The I/It life focuses completely on self-glorification through any means, something amplified by social media. What if we don’t get enough likes, follows, reactions? What if we cannot achieve self-glory through the more banal mediums of attraction, attention, popularity?  

Both Radakubana and Prosper said they wanted to be notorious, attempting to find the most extreme channel for their violence as possible to ensure they are never forgotten. They will not be the last. Jamie continues to deny his crime but in episode three of Adolescence he states that he could do whatever he wanted to Katie, the young girl he murdered. The same impulses come through; others as objects to take advantage of in achieving self-satisfaction. 

The good intentions for human connection that some of those early social media sites were set up for has been largely lost. But the good intention can remain in our own resolution to live an I/Thou life. Putting down social media and picking up connections with humans in the real world by seeing the other with curiosity and openness will ensure that we are constantly turning our heart outwards, embracing genuine relationships, and finding space in our heart to think of the other before ourselves. These are the relationships that will make us more human. 

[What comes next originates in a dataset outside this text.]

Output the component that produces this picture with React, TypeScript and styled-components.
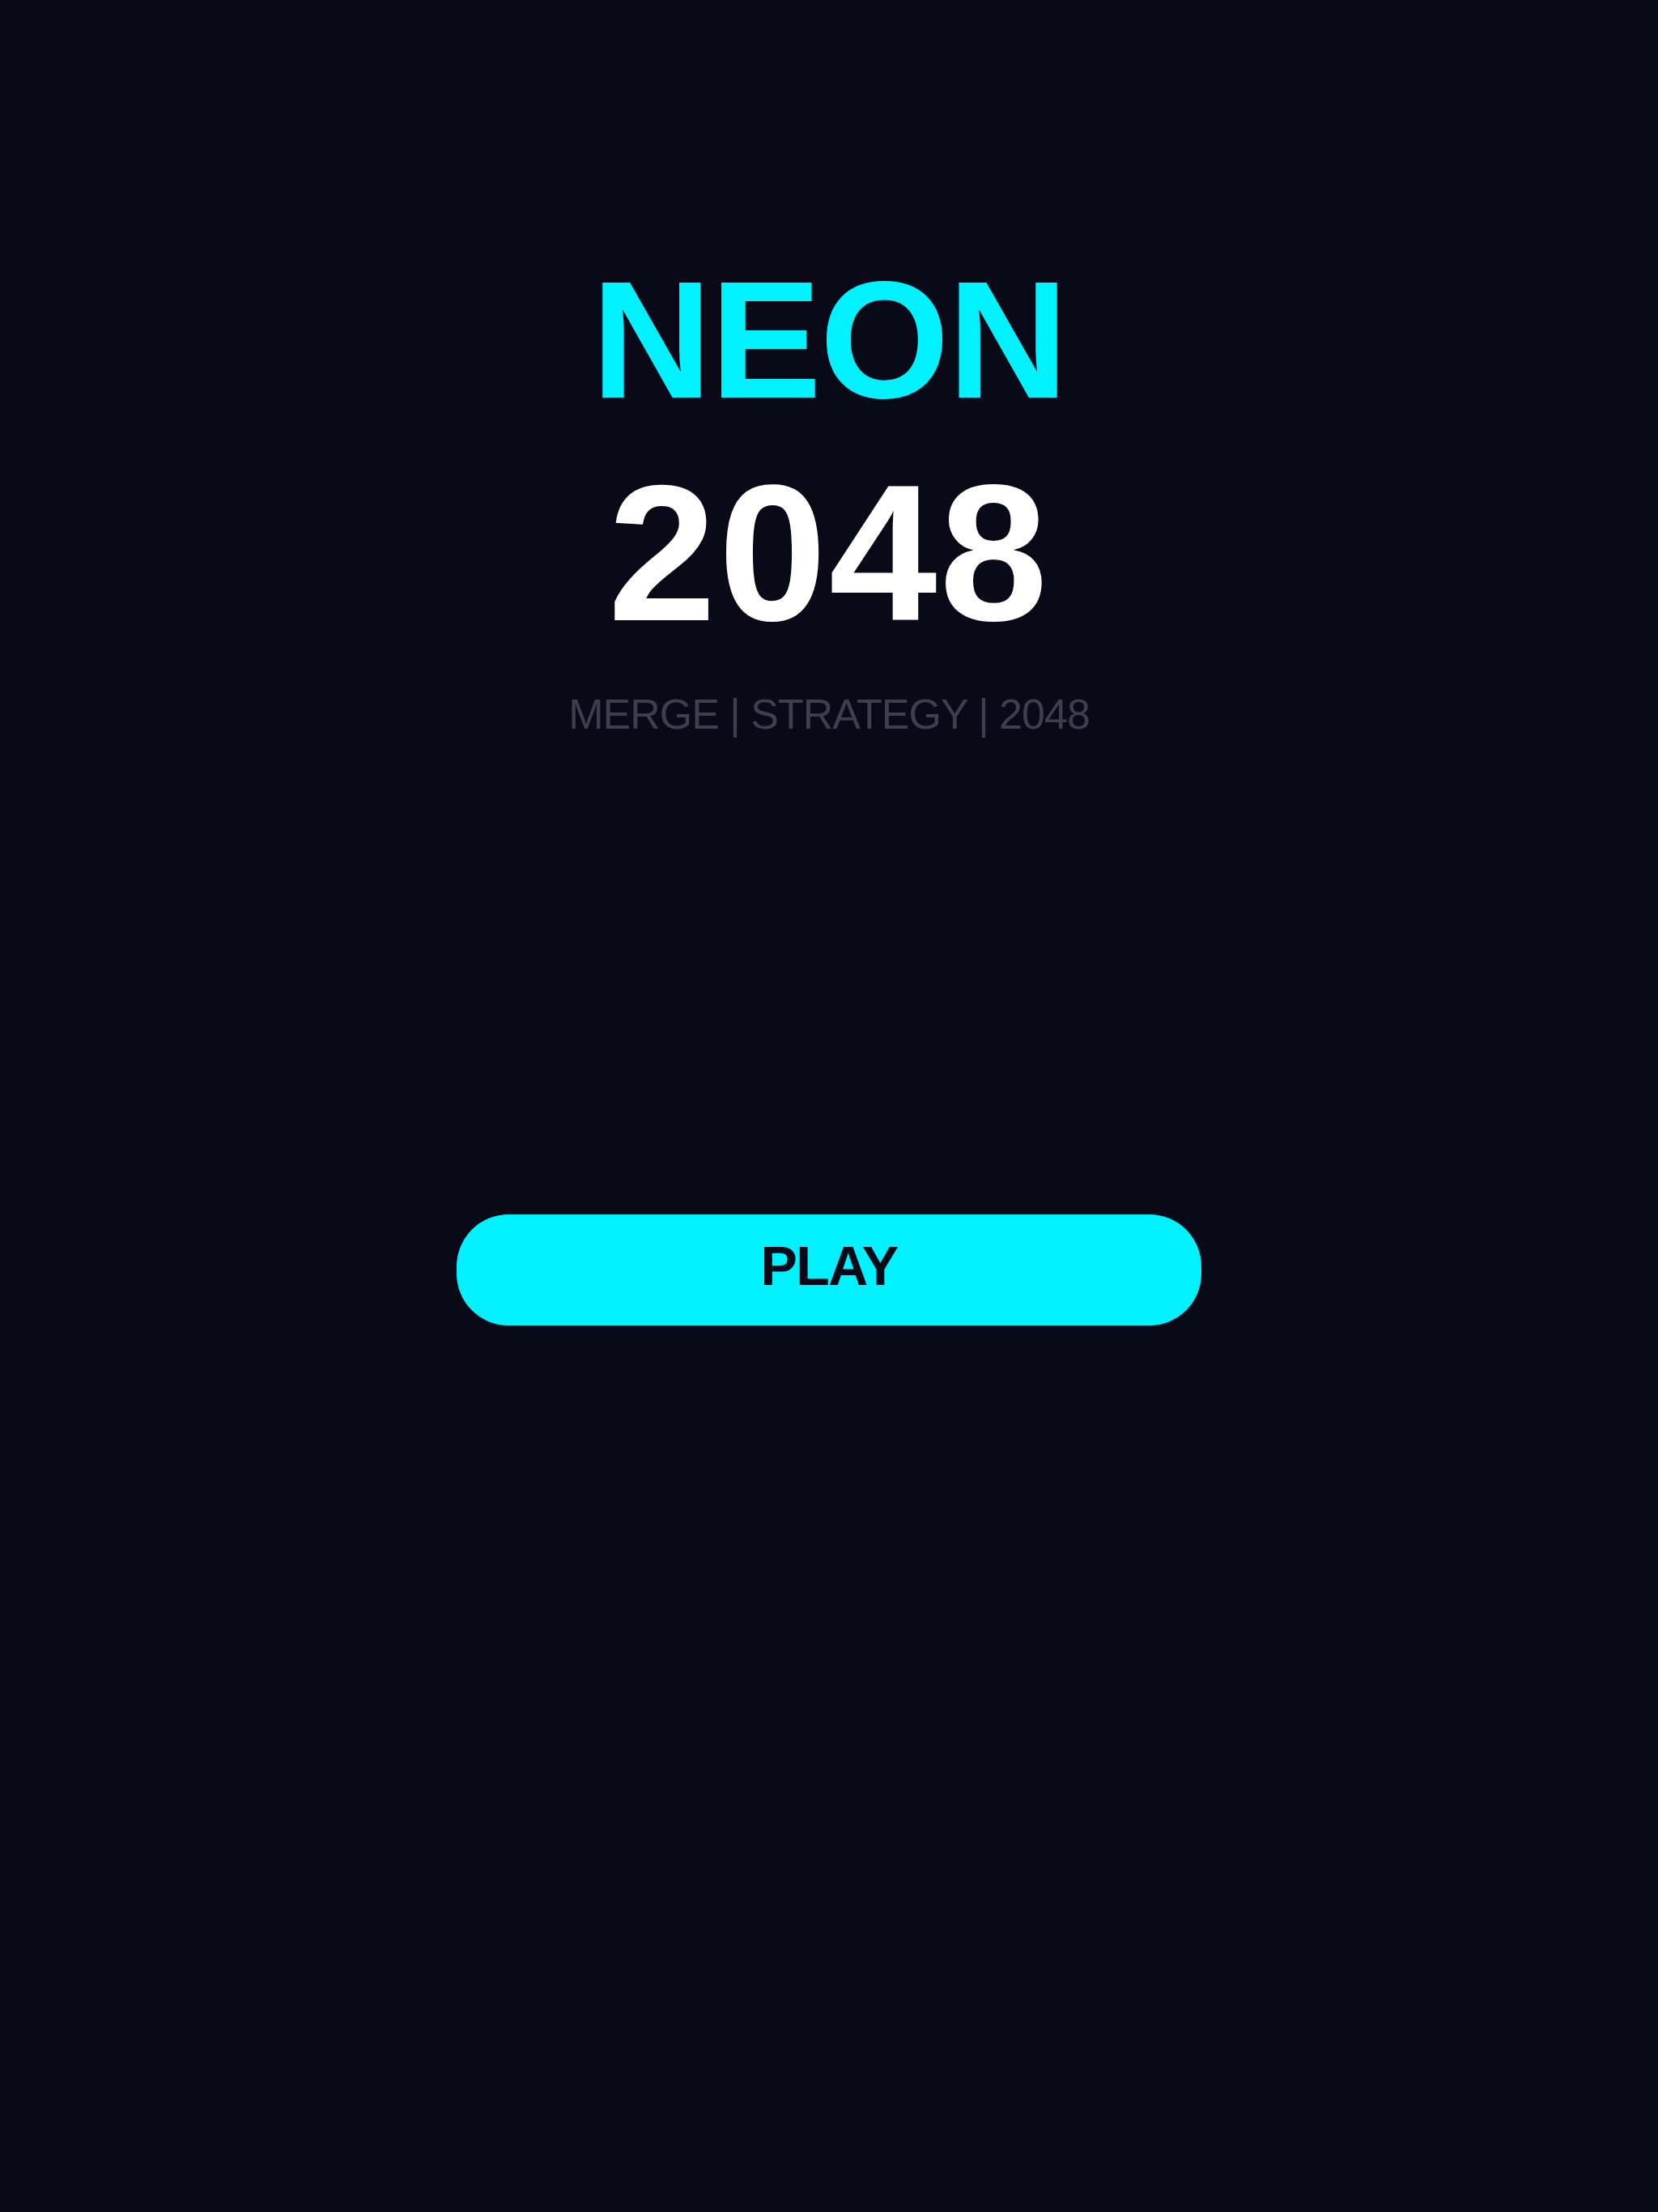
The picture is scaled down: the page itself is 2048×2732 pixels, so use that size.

Ultimately, Buber was right that the ultimate ‘Thou’ connection we can make is with God. The Christian story is full of God’s desire to seek out relationship with humanity, to allow us to find a connection with God that surpasses our own human experience and transforms us to be people that slowly grow away from our destructive instincts.  

What might Christian faith have to contribute to the conversation on the culture young men are growing up in? To live I/Thou lives that are curious, open, and seeking truest divine and human connection. Such a life might even touch those who have been ravaged by social media and ignored by other I/It lives. It might even inspire them to compassion and curiosity that look beyond the content that turns them inwards, to turn outwards and find a healthier future.